What can Linux learn from DTrace: what went well, and what didn't go well, on its path to success? This was the topic for my talk at the Tracing Summit late last year in Düsseldorf, where I discussed not just the DTrace technology, but lessons from marketing and adoption of a system tracer, and an inside look at how DTrace was really deployed and used in production environments.
The slides are on slideshare:
The talk was also videoed, which is on youtube:
I addressed the key question: why doesn't Linux have DTrace?
One way answer to this is to look at ftrace and perf_events, which are Linux technologies built-in to the kernel, and provide many similar capabilities to DTrace. These technologies didn't exist when DTrace was launched in 2005, when everyone learned not only that DTrace existed, but that it created an observability gap for Linux. But it's no longer 2005: the observability gap is now much smaller and shrinking. Linux is catching up.
But there's another answer to this, which is an important and previously untold story that Linux needs to learn. DTrace is more than just a great technology: DTrace had marketing. DTrace was pushed by sales folk. DTrace had training classes, and instructors. DTrace had evangelists. DTrace had user-friendly scripts (many of which I wrote). DTrace had a community.
By comparison, technologies like ftrace and perf_events in Linux are so far little more than just the technologies, documented in the kernel tree. No Linux backer is spending big to market them. And why should they? Sun Microsystems, the creator of DTrace, was fighting for its survival. It could justify spending millions marketing and selling its differentiators, including DTrace. I called it the "trace race". I knew many of the Sun staff involved – and they did a heck of a job (thank you). Such a scenario may never be repeated.
Marketing serves a role: it helps people become aware of technologies, and motivates them to try them out. I know many Linux users who didn't know about ftrace until I started blogging and speaking about it. And that's what we as a community need to do: use the technologies, and share the use cases. We won't have the backing of corporate marketing and sales, but we can use social media.

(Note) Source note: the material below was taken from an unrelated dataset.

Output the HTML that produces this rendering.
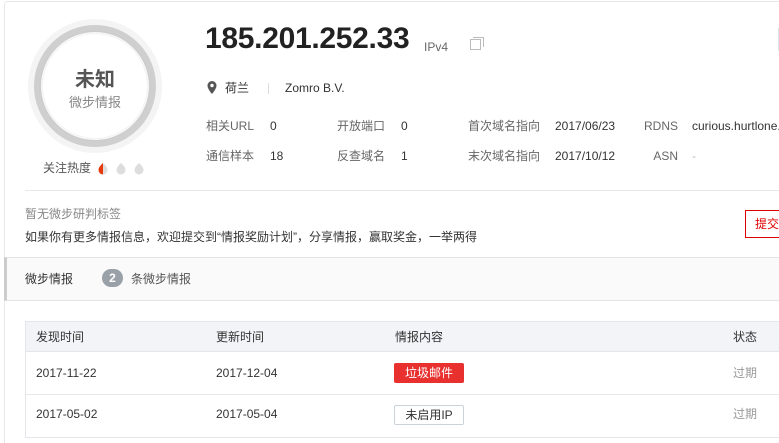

There's many more lessons in the talk, which I recommend watching. It's my only talk where I covered more than just technology, but many non-technical factors involved in a product's success.
I've been contributing to Linux tracing myself, by participating in the communities (eg, linux-perf-users mailing list), testing new features (eg, eBPF), publishing tools and documentation (eg, perf-tools, and blog posts here), and talking about these technologies at conferences. This includes my recent Linux Profiling at Netflix talk at SCALE13x, where I covered perf_events, and my LISA 2014 talk, where I covered my mostly ftrace-based perf-tools. I'll be posting more on this blog about Linux tracing during the year.
Slides and video for all the Tracing Summit talks are on the Tracing Summit wiki (thanks to the EfficiOS folk for filming them). A couple of my favorites were Yannick Brosseau's "Using tracing at Facebook scale", and Francis Giraldeau's "Discover what your app is waiting with kernel tracing". Thanks to the organizers for putting on a great event! (And if you watched the talk, yes, Deirdré Straughan helped me a little with this post as well.)